Dataset excerpt
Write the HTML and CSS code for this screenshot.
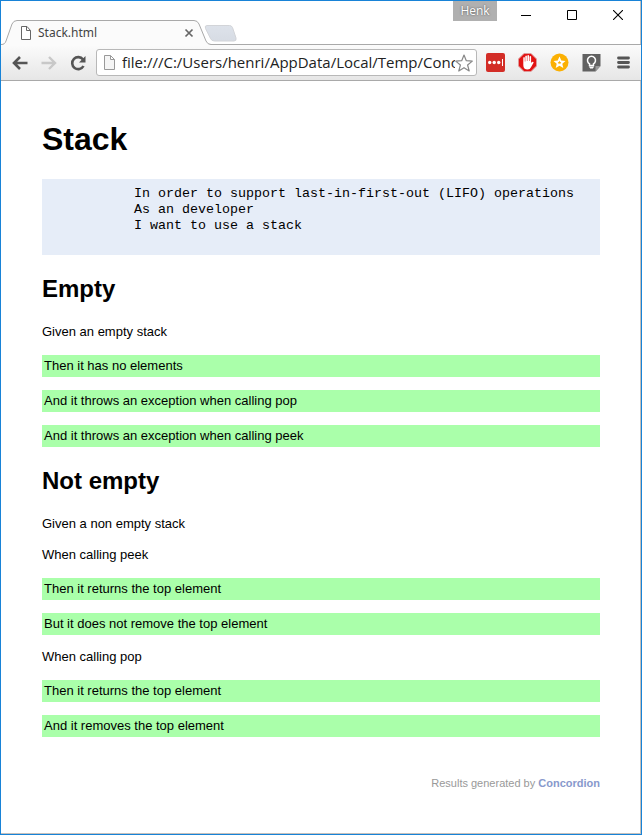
FILE: index.html
```html
<!DOCTYPE html>
<html lang="en">
<head>
<meta charset="utf-8">
<title>Stack.html</title>
<link rel="stylesheet" href="styles.css">
</head>
<body>
<div class="window">
  <header class="titlebar">
    <div class="tab">
      <svg class="tab-shape" width="240" height="26" viewBox="0 0 240 26" aria-hidden="true">
        <defs>
          <linearGradient id="new-tab" x1="0" y1="0" x2="0" y2="1"><stop offset="0" stop-color="#dde2ea"/><stop offset="1" stop-color="#d7dce4"/></linearGradient>
        </defs>
        <path d="M206 5.500H228.500q2 0 3 2l3.500 10.500q.7 3-2 3H213.500q-3 0-4-2.500l-5-10q-1-3 1.500-3z" fill="url(#new-tab)" stroke="#d2d4d8"/>
        <path d="M0 24.500C3 24.500 4 23.500 5 21L11 4Q12.500.5 16 .5H193Q196.500.5 198 4L205 21Q206.500 24.500 210 24.500V26H0z" fill="#fbfbfb"/>
        <path d="M0 24.500C3 24.500 4 23.500 5 21L11 4Q12.500.5 16 .5H193Q196.500.5 198 4L205 21Q206.500 24.500 210 24.500H240" fill="none" stroke="#a9a9a9"/>
      </svg>
      <svg class="tab-icon" width="12" height="14" viewBox="0 0 12 14" aria-hidden="true"><path d="M1.500.5H7L10.500 4.500V13.500H1.500zM6.500.5V4.500H10.500" fill="#fff" stroke="#666"/></svg>
      <span class="tab-title">Stack.html</span>
      <button class="tab-close" aria-label="Close tab"><svg width="10" height="10" viewBox="0 0 10 10"><path d="M1.500 1.500l7 7M8.500 1.500l-7 7" stroke="#666" stroke-width="1.700"/></svg></button>
    </div>
    <div class="window-controls">
      <button class="profile">Henk</button>
      <button class="control" aria-label="Minimize"><svg width="10" height="10" viewBox="0 0 10 10"><path d="M0 5.500H10" stroke="#000"/></svg></button>
      <button class="control" aria-label="Maximize"><svg width="10" height="10" viewBox="0 0 10 10"><path d="M.5.5h9v9h-9z" fill="none" stroke="#000"/></svg></button>
      <button class="control" aria-label="Close"><svg width="10" height="10" viewBox="0 0 10 10"><path d="M0 0l10 10M10 0L0 10" stroke="#000" stroke-width="1.100"/></svg></button>
    </div>
  </header>
  <nav class="toolbar">
    <button class="nav-button" aria-label="Back"><svg width="16" height="16" viewBox="0 0 16 16"><path d="M15.500 8H2.500M8 2L2 8l6 6" fill="none" stroke="#555" stroke-width="2.600"/></svg></button>
    <button class="nav-button" aria-label="Forward"><svg width="16" height="16" viewBox="0 0 16 16"><path d="M.5 8h13M8 2l6 6-6 6" fill="none" stroke="#c8c8c8" stroke-width="2.400"/></svg></button>
    <button class="nav-button" aria-label="Reload"><svg width="16" height="16" viewBox="0 0 16 16"><path d="M13 4.500A6 6 0 1 0 13.500 11" fill="none" stroke="#555" stroke-width="2.600"/><path d="M15.500 1v6.500H9z" fill="#555"/></svg></button>
    <div class="address">
      <svg width="13" height="15" viewBox="0 0 13 15" aria-hidden="true"><path d="M1.500.5H7.500L11.500 4.500V14.500H1.500zM7.500.5V4.500H11.500" fill="#f5f5f5" stroke="#999"/></svg>
      <input class="url" type="text" aria-label="Address" value="file:///C:/Users/henri/AppData/Local/Temp/Concordion/Stack.html">
      <button class="star" aria-label="Bookmark this page"><svg width="18" height="18" viewBox="0 0 18 18"><path d="M9 1l2.300 5.700 6 .4-4.700 3.900 1.600 6L9 13.700 3.800 17l1.600-6L.7 7.100l6-.4z" fill="#fff" stroke="#888" stroke-width="1.200" stroke-linejoin="round"/></svg></button>
    </div>
    <div class="extensions">
      <button aria-label="Password manager"><svg width="19" height="19" viewBox="0 0 19 19"><rect width="19" height="19" rx="2" fill="#d32d27"/><g fill="#fff"><circle cx="3.700" cy="9.500" r="1.700"/><circle cx="8.200" cy="9.500" r="1.700"/><circle cx="12.700" cy="9.500" r="1.700"/><path d="M16 6h1v7h-1z"/></g></svg></button>
      <button aria-label="Ad blocker"><svg width="19" height="19" viewBox="0 0 19 19"><path d="M6 .5h7L18.500 6v7L13 18.500H6L.5 13V6z" fill="#e21313" stroke="#d99"/><path d="M5.300 9V4.700q.9-1.200 1.500 0V8.500h.5V3.200q.9-1.200 1.600 0V8h.5V2.500q.9-1.200 1.600 0V8h.5V3.500q.9-1.200 1.600 0V10q1-1.500 2.300-1.100.6.500-.3 1.600L13 14.200q-1 2.300-3.300 2.300Q5.300 16.500 5.300 12z" fill="#fff"/></svg></button>
      <button aria-label="Favorites"><svg width="19" height="19" viewBox="0 0 19 19"><circle cx="9.500" cy="9.500" r="9" fill="#fbb003"/><path d="M9.500 3.500l1.800 4 4.200.4-3.200 2.900 1 4.300-3.800-2.300-3.800 2.300 1-4.300-3.200-2.900 4.200-.4z" fill="#fff"/><path d="M9.500 7.700l.6 1.200 1.200.1-.9.900.2 1.200-1.100-.6-1.100.6.200-1.200-.9-.9 1.200-.1z" fill="#fbb003"/></svg></button>
      <button aria-label="Notes"><svg width="19" height="19" viewBox="0 0 19 19"><path d="M.5 1h18v12l-5 5.500H.5z" fill="#616161"/><path d="M13.500 13h5l-5 5.500z" fill="#999"/><path d="M7.500 12.500v-1.700a4 4 0 1 1 4 0v1.700z" fill="none" stroke="#fff" stroke-width="1.500"/><path d="M7 13.500h5v1H11v1H8v-1H7z" fill="#fff"/></svg></button>
      <button aria-label="Menu"><svg width="19" height="19" viewBox="0 0 19 19"><path d="M4.500 5h10M4.500 9.500h10M4.500 14h10" stroke="#555" stroke-width="2.800" stroke-linecap="round"/></svg></button>
    </div>
  </nav>
  <main class="page">
    <h1>Stack</h1>
    <pre class="story">           In order to support last-in-first-out (LIFO) operations
           As an developer
           I want to use a stack
 </pre>
    <h2>Empty</h2>
    <p>Given an empty stack</p>
    <p class="success">Then it has no elements</p>
    <p class="success">And it throws an exception when calling pop</p>
    <p class="success">And it throws an exception when calling peek</p>
    <h2>Not empty</h2>
    <p>Given a non empty stack</p>
    <p>When calling peek</p>
    <p class="success">Then it returns the top element</p>
    <p class="success">But it does not remove the top element</p>
    <p>When calling pop</p>
    <p class="success">Then it returns the top element</p>
    <p class="success">And it removes the top element</p>
    <footer>Results generated by <a href="#">Concordion</a></footer>
  </main>
</div>
</body>
</html>
```
FILE: styles.css
```css
* { box-sizing: border-box; }
body {
  margin: 0;
  background: #fff;
  color: #000;
  font: 13px/18px "Liberation Sans", Arial, sans-serif;
}
button {
  display: flex;
  align-items: center;
  justify-content: center;
  padding: 0;
  border: 0;
  background: none;
}
svg { display: block; flex: none; }

.window {
  min-height: 100vh;
  border: 1px solid #1883d7;
  box-shadow: inset -1px -1px #c4c0bc;
}

.titlebar {
  display: flex;
  justify-content: space-between;
  height: 44px;
  border-bottom: 1px solid #a9a9a9;
}
.tab {
  position: relative;
  display: flex;
  align-items: center;
  width: 240px;
  height: 26px;
  margin-top: 19px;
  padding: 0 44px 0 19px;
}
.tab-shape { position: absolute; top: 0; left: 0; }
.tab-icon, .tab-title, .tab-close { position: relative; }
.tab-title {
  flex: 1;
  margin-left: 6px;
  color: #444;
  font: 12px/16px "Noto Sans", "Open Sans", sans-serif;
}
.tab-close { width: 16px; height: 16px; }
.window-controls { display: flex; align-items: flex-start; }
.profile {
  width: 44px;
  height: 20px;
  margin-right: 6px;
  background: #b0b0b0;
  color: #fff;
  font: 12px/16px "Open Sans", "Noto Sans", sans-serif;
  text-shadow: 0 0 2px #444;
}
.control { width: 46px; height: 28px; }

.toolbar {
  display: flex;
  align-items: center;
  height: 36px;
  padding: 0 8px 0 11px;
  background: linear-gradient(#fbfbfb, #e6e6e6);
  border-bottom: 1px solid #a9a9a9;
}
.nav-button { width: 16px; height: 28px; margin-right: 13px; }
.nav-button + .address { margin-left: -3px; }
.address {
  display: flex;
  flex: 1;
  align-items: center;
  min-width: 0;
  height: 27px;
  margin-right: 9px;
  padding: 0 3px 0 6px;
  border: 1px solid #b8b8b8;
  border-radius: 3px;
  background: #fff;
}
.url {
  flex: 1;
  min-width: 0;
  height: 22px;
  margin-left: 6px;
  padding: 0 0 2px;
  border: 0;
  outline: 0;
  background: none;
  color: #222;
  font: 15px/20px "Open Sans", "Noto Sans", sans-serif;
}
.extensions { display: flex; gap: 13px; }

.page { padding: 40px 41px 36px; }
h1 { margin: 0 0 22px; font-size: 32px; line-height: 36px; }
h2 { margin: 21px 0; font-size: 24px; line-height: 26px; }
p { margin: 13px 0; }
.success { padding: 2px; background: #afa; }
p:not(.success) + .success { margin-top: 14px; }
.story {
  margin: 0;
  padding: 7px 4px 5px;
  background: #e6edf8;
  font: 10pt/16px "Liberation Mono", "Courier New", monospace;
}
footer {
  margin-top: 37px;
  color: #999;
  font-size: 11px;
  text-align: right;
}
footer a { color: #89c; font-weight: bold; text-decoration: none; }
```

The request
Go through the material above and copy each line that has the word "this".

Exercise solution
Write the HTML and CSS code for this screenshot.
      <button class="star" aria-label="Bookmark this page"><svg width="18" height="18" viewBox="0 0 18 18"><path d="M9 1l2.300 5.700 6 .4-4.700 3.900 1.600 6L9 13.700 3.800 17l1.600-6L.7 7.100l6-.4z" fill="#fff" stroke="#888" stroke-width="1.200" stroke-linejoin="round"/></svg></button>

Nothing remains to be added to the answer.